# [Short task]
Output the material beneath this task exactly, images excluded.

Start

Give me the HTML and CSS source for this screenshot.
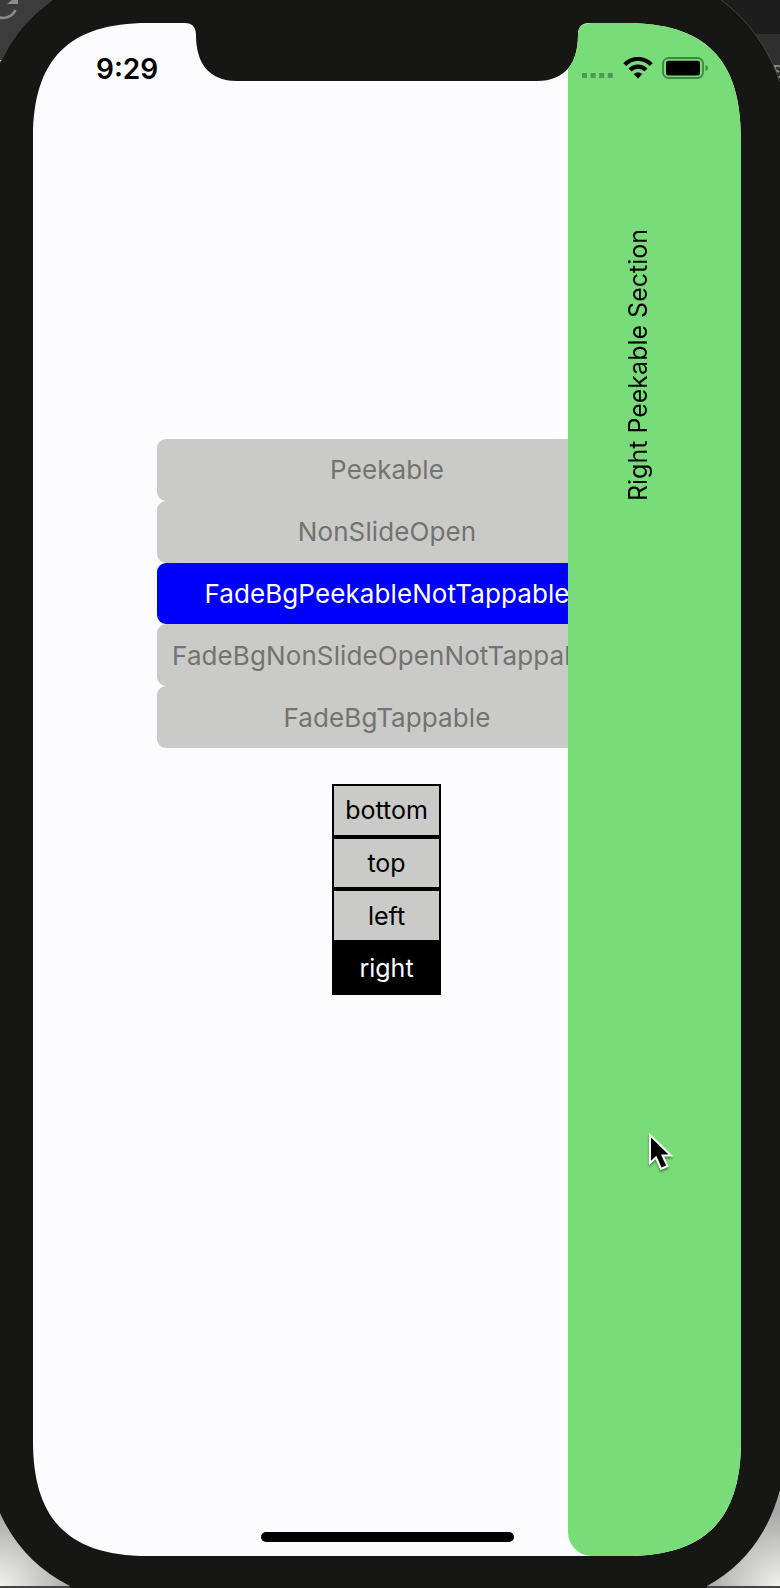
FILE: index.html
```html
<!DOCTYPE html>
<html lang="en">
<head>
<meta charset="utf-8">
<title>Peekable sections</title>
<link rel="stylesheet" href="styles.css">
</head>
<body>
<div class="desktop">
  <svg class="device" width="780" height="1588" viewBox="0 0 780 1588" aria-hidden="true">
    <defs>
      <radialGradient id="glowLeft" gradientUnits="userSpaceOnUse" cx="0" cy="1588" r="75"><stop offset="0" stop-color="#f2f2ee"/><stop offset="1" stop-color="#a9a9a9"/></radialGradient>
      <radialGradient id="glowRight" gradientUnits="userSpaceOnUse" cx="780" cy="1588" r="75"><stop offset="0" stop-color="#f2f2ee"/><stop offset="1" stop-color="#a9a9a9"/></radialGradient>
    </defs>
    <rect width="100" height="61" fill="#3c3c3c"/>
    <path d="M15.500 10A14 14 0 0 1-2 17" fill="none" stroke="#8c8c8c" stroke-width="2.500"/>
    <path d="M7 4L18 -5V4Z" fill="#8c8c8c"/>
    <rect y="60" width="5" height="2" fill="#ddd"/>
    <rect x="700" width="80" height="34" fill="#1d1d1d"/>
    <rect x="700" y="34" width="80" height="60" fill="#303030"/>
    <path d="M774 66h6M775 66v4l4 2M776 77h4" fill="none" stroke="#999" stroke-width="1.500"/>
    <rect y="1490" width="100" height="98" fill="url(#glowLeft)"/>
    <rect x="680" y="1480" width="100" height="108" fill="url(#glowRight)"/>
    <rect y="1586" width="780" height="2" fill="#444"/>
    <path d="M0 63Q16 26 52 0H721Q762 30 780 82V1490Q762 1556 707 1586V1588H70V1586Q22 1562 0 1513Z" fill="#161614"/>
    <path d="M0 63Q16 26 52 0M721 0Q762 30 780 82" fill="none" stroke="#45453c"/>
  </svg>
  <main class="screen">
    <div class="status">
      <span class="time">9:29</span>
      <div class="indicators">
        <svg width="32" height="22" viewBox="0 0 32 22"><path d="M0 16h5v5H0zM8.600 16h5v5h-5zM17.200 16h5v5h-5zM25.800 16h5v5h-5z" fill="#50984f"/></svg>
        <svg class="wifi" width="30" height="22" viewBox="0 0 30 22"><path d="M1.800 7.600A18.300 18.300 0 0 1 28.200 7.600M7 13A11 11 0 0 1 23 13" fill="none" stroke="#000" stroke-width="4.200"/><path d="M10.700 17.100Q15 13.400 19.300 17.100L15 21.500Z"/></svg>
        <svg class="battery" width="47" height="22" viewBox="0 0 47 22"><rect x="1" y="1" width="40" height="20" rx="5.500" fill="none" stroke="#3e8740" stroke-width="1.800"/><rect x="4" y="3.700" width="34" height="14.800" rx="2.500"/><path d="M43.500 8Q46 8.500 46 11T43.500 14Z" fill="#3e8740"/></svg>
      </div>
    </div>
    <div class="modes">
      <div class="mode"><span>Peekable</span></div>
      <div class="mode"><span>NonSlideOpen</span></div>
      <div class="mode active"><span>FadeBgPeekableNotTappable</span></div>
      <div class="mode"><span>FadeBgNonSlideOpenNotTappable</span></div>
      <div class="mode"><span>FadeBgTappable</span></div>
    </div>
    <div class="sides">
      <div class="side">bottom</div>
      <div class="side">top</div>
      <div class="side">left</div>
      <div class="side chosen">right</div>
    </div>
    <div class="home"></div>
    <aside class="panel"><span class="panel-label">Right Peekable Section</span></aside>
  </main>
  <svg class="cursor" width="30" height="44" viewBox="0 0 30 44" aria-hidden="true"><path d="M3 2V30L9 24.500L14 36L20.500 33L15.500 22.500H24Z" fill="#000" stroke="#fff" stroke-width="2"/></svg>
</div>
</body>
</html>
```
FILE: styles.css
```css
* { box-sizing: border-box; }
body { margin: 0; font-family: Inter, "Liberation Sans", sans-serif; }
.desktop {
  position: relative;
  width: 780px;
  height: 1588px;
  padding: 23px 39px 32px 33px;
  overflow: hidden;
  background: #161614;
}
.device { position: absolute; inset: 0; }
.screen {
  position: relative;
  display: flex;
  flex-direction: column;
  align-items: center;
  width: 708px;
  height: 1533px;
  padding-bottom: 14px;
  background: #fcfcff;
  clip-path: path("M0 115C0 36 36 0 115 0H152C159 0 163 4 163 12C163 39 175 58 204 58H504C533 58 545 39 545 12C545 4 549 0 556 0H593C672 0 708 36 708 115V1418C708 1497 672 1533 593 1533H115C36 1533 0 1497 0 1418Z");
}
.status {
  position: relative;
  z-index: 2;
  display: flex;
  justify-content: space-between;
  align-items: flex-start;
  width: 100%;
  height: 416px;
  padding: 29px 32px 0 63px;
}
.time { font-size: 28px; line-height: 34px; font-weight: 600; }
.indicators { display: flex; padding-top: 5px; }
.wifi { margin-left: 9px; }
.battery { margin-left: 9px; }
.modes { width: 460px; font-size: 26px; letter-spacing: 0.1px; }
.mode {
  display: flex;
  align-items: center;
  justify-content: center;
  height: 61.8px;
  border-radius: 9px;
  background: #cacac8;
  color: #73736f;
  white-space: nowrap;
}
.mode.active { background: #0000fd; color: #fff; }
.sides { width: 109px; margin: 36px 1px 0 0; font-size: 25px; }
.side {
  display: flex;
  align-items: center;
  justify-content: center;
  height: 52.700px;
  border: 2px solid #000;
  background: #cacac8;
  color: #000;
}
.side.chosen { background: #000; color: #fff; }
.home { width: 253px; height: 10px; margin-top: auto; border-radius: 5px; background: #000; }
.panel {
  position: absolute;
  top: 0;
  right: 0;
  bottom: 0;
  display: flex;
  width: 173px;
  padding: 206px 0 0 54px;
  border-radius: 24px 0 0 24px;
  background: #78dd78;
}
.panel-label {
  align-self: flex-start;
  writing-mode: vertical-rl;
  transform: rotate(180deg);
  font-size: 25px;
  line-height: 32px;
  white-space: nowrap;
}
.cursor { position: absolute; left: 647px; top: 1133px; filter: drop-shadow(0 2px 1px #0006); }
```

End

# [Written answer]
Give me the HTML and CSS source for this screenshot.
FILE: index.html
```html
<!DOCTYPE html>
<html lang="en">
<head>
<meta charset="utf-8">
<title>Peekable sections</title>
<link rel="stylesheet" href="styles.css">
</head>
<body>
<div class="desktop">
  <svg class="device" width="780" height="1588" viewBox="0 0 780 1588" aria-hidden="true">
    <defs>
      <radialGradient id="glowLeft" gradientUnits="userSpaceOnUse" cx="0" cy="1588" r="75"><stop offset="0" stop-color="#f2f2ee"/><stop offset="1" stop-color="#a9a9a9"/></radialGradient>
      <radialGradient id="glowRight" gradientUnits="userSpaceOnUse" cx="780" cy="1588" r="75"><stop offset="0" stop-color="#f2f2ee"/><stop offset="1" stop-color="#a9a9a9"/></radialGradient>
    </defs>
    <rect width="100" height="61" fill="#3c3c3c"/>
    <path d="M15.500 10A14 14 0 0 1-2 17" fill="none" stroke="#8c8c8c" stroke-width="2.500"/>
    <path d="M7 4L18 -5V4Z" fill="#8c8c8c"/>
    <rect y="60" width="5" height="2" fill="#ddd"/>
    <rect x="700" width="80" height="34" fill="#1d1d1d"/>
    <rect x="700" y="34" width="80" height="60" fill="#303030"/>
    <path d="M774 66h6M775 66v4l4 2M776 77h4" fill="none" stroke="#999" stroke-width="1.500"/>
    <rect y="1490" width="100" height="98" fill="url(#glowLeft)"/>
    <rect x="680" y="1480" width="100" height="108" fill="url(#glowRight)"/>
    <rect y="1586" width="780" height="2" fill="#444"/>
    <path d="M0 63Q16 26 52 0H721Q762 30 780 82V1490Q762 1556 707 1586V1588H70V1586Q22 1562 0 1513Z" fill="#161614"/>
    <path d="M0 63Q16 26 52 0M721 0Q762 30 780 82" fill="none" stroke="#45453c"/>
  </svg>
  <main class="screen">
    <div class="status">
      <span class="time">9:29</span>
      <div class="indicators">
        <svg width="32" height="22" viewBox="0 0 32 22"><path d="M0 16h5v5H0zM8.600 16h5v5h-5zM17.200 16h5v5h-5zM25.800 16h5v5h-5z" fill="#50984f"/></svg>
        <svg class="wifi" width="30" height="22" viewBox="0 0 30 22"><path d="M1.800 7.600A18.300 18.300 0 0 1 28.200 7.600M7 13A11 11 0 0 1 23 13" fill="none" stroke="#000" stroke-width="4.200"/><path d="M10.700 17.100Q15 13.400 19.300 17.100L15 21.500Z"/></svg>
        <svg class="battery" width="47" height="22" viewBox="0 0 47 22"><rect x="1" y="1" width="40" height="20" rx="5.500" fill="none" stroke="#3e8740" stroke-width="1.800"/><rect x="4" y="3.700" width="34" height="14.800" rx="2.500"/><path d="M43.500 8Q46 8.500 46 11T43.500 14Z" fill="#3e8740"/></svg>
      </div>
    </div>
    <div class="modes">
      <div class="mode"><span>Peekable</span></div>
      <div class="mode"><span>NonSlideOpen</span></div>
      <div class="mode active"><span>FadeBgPeekableNotTappable</span></div>
      <div class="mode"><span>FadeBgNonSlideOpenNotTappable</span></div>
      <div class="mode"><span>FadeBgTappable</span></div>
    </div>
    <div class="sides">
      <div class="side">bottom</div>
      <div class="side">top</div>
      <div class="side">left</div>
      <div class="side chosen">right</div>
    </div>
    <div class="home"></div>
    <aside class="panel"><span class="panel-label">Right Peekable Section</span></aside>
  </main>
  <svg class="cursor" width="30" height="44" viewBox="0 0 30 44" aria-hidden="true"><path d="M3 2V30L9 24.500L14 36L20.500 33L15.500 22.500H24Z" fill="#000" stroke="#fff" stroke-width="2"/></svg>
</div>
</body>
</html>
```
FILE: styles.css
```css
* { box-sizing: border-box; }
body { margin: 0; font-family: Inter, "Liberation Sans", sans-serif; }
.desktop {
  position: relative;
  width: 780px;
  height: 1588px;
  padding: 23px 39px 32px 33px;
  overflow: hidden;
  background: #161614;
}
.device { position: absolute; inset: 0; }
.screen {
  position: relative;
  display: flex;
  flex-direction: column;
  align-items: center;
  width: 708px;
  height: 1533px;
  padding-bottom: 14px;
  background: #fcfcff;
  clip-path: path("M0 115C0 36 36 0 115 0H152C159 0 163 4 163 12C163 39 175 58 204 58H504C533 58 545 39 545 12C545 4 549 0 556 0H593C672 0 708 36 708 115V1418C708 1497 672 1533 593 1533H115C36 1533 0 1497 0 1418Z");
}
.status {
  position: relative;
  z-index: 2;
  display: flex;
  justify-content: space-between;
  align-items: flex-start;
  width: 100%;
  height: 416px;
  padding: 29px 32px 0 63px;
}
.time { font-size: 28px; line-height: 34px; font-weight: 600; }
.indicators { display: flex; padding-top: 5px; }
.wifi { margin-left: 9px; }
.battery { margin-left: 9px; }
.modes { width: 460px; font-size: 26px; letter-spacing: 0.1px; }
.mode {
  display: flex;
  align-items: center;
  justify-content: center;
  height: 61.8px;
  border-radius: 9px;
  background: #cacac8;
  color: #73736f;
  white-space: nowrap;
}
.mode.active { background: #0000fd; color: #fff; }
.sides { width: 109px; margin: 36px 1px 0 0; font-size: 25px; }
.side {
  display: flex;
  align-items: center;
  justify-content: center;
  height: 52.700px;
  border: 2px solid #000;
  background: #cacac8;
  color: #000;
}
.side.chosen { background: #000; color: #fff; }
.home { width: 253px; height: 10px; margin-top: auto; border-radius: 5px; background: #000; }
.panel {
  position: absolute;
  top: 0;
  right: 0;
  bottom: 0;
  display: flex;
  width: 173px;
  padding: 206px 0 0 54px;
  border-radius: 24px 0 0 24px;
  background: #78dd78;
}
.panel-label {
  align-self: flex-start;
  writing-mode: vertical-rl;
  transform: rotate(180deg);
  font-size: 25px;
  line-height: 32px;
  white-space: nowrap;
}
.cursor { position: absolute; left: 647px; top: 1133px; filter: drop-shadow(0 2px 1px #0006); }
```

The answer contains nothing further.